Leslie is a keen observer of people and an evocative cartographer of place. He has spent years on research and traveled far and repeatedly, often to speak to people who had few more possessions than the chairs on which they and Leslie sat. He delivers scene and mood with the economy and precision of a good novelist. His profiles are so well observed one forgets that the characters have not sprung from his own imagination. Scudder, for example, a flinty old African development hand, has seen the rot but holds a death grip on his last tremors of hope; he could have strolled out of Norman Rush’s Mating. Scudder doles out gifts to Zambian friends, people affected by a dam, to start businesses, attend colleges.
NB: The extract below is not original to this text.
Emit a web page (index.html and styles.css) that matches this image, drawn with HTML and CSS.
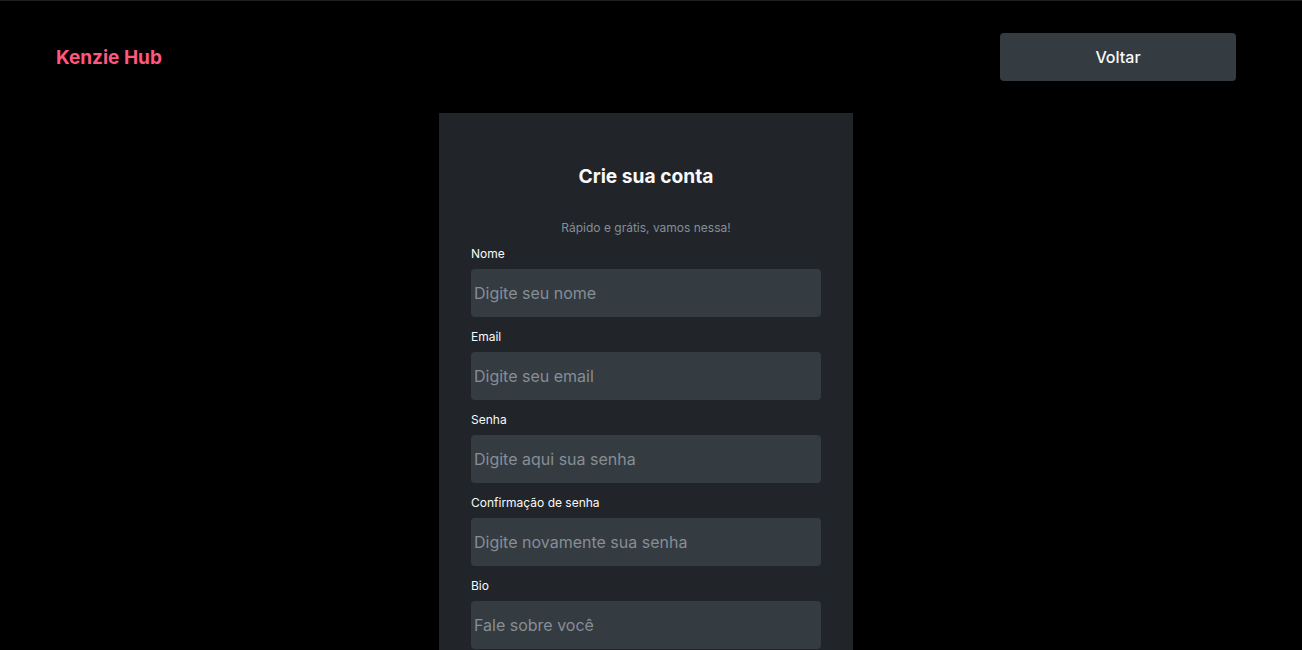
FILE: index.html
```html
<!DOCTYPE html>
<html lang="pt-BR">
<head>
<meta charset="utf-8">
<title>Kenzie Hub - Cadastro</title>
<link rel="stylesheet" href="styles.css">
</head>
<body>
<div class="page">
  <header class="header">
    <h1 class="logo">Kenzie Hub</h1>
    <button class="btn-back" type="button">Voltar</button>
  </header>
  <main class="main">
    <form class="card">
      <h2 class="card-title">Crie sua conta</h2>
      <p class="card-sub">Rápido e grátis, vamos nessa!</p>
      <div class="fields">
        <label class="field"><span class="field-label">Nome</span><input class="field-input" type="text" placeholder="Digite seu nome"></label>
        <label class="field"><span class="field-label">Email</span><input class="field-input" type="email" placeholder="Digite seu email"></label>
        <label class="field"><span class="field-label">Senha</span><input class="field-input" type="password" placeholder="Digite aqui sua senha"></label>
        <label class="field"><span class="field-label">Confirmação de senha</span><input class="field-input" type="password" placeholder="Digite novamente sua senha"></label>
        <label class="field"><span class="field-label">Bio</span><input class="field-input" type="text" placeholder="Fale sobre você"></label>
        <label class="field"><span class="field-label">Contato</span><input class="field-input" type="text" placeholder="Opção de contato"></label>
        <label class="field"><span class="field-label">Selecionar módulo</span><input class="field-input" type="text" placeholder="Primeiro módulo"></label>
        <button class="btn-submit" type="button">Cadastrar</button>
      </div>
    </form>
  </main>
</div>
</body>
</html>
```
FILE: styles.css
```css
* { box-sizing: border-box; }

html, body {
  margin: 0;
  padding: 0;
  background: #000000;
}

body {
  border-top: 1px solid #1f1f1f;
  font-family: Inter, "Noto Sans", sans-serif;
  color: #f8f9fa;
}

.page {
  width: 1292px;
}

.header {
  width: 1180px;
  margin: 0 auto;
  padding: 32px 0;
  display: flex;
  align-items: center;
  justify-content: space-between;
}

.logo {
  margin: 0;
  font-size: 19px;
  font-weight: 700;
  color: #ff577f;
}

.btn-back {
  width: 236px;
  height: 48px;
  border: 0;
  border-radius: 4px;
  background: #343b41;
  color: #f8f9fa;
  font-family: Inter, "Noto Sans", sans-serif;
  font-size: 16px;
  font-weight: 500;
}

.main {
  display: flex;
  justify-content: center;
}

.card {
  width: 414px;
  background: #212529;
  padding: 51px 32px 40px;
  display: flex;
  flex-direction: column;
  align-items: center;
}

.card-title {
  margin: 0;
  font-size: 19.2px;
  font-weight: 700;
  color: #f8f9fa;
}

.card-sub {
  margin: 32px 0 11px;
  font-size: 12px;
  color: #868e96;
}

.fields {
  width: 100%;
  display: flex;
  flex-direction: column;
  gap: 12px;
}

.field {
  display: flex;
  flex-direction: column;
  gap: 8px;
}

.field-label {
  font-size: 12px;
  color: #f8f9fa;
}

.field-input {
  height: 48px;
  width: 100%;
  border: 0;
  border-radius: 4px;
  background: #343b41;
  padding: 0 3px;
  font-family: Inter, "Noto Sans", sans-serif;
  font-size: 16px;
  color: #f8f9fa;
  outline: none;
}

.field-input::placeholder {
  color: #868e96;
}

.btn-submit {
  height: 48px;
  border: 0;
  border-radius: 4px;
  background: #59323f;
  color: #ffffff;
  font-family: Inter, "Noto Sans", sans-serif;
  font-size: 16px;
  font-weight: 500;
}
```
All the efforts seem to end in failure. “They were experiments,” he responds. “They provided data, very interesting data.” When Leslie gets to the Indian dam Sardar Sarovar, a “modern ziggurat,” as he calls it, he succinctly captures in a moment the underlying dynamic: “In a certain way, the dam was a technological marvel, but the women at the water’s edge were cleaning clothes in the traditional fashion, pounding their fabrics into submission against the canal wall.”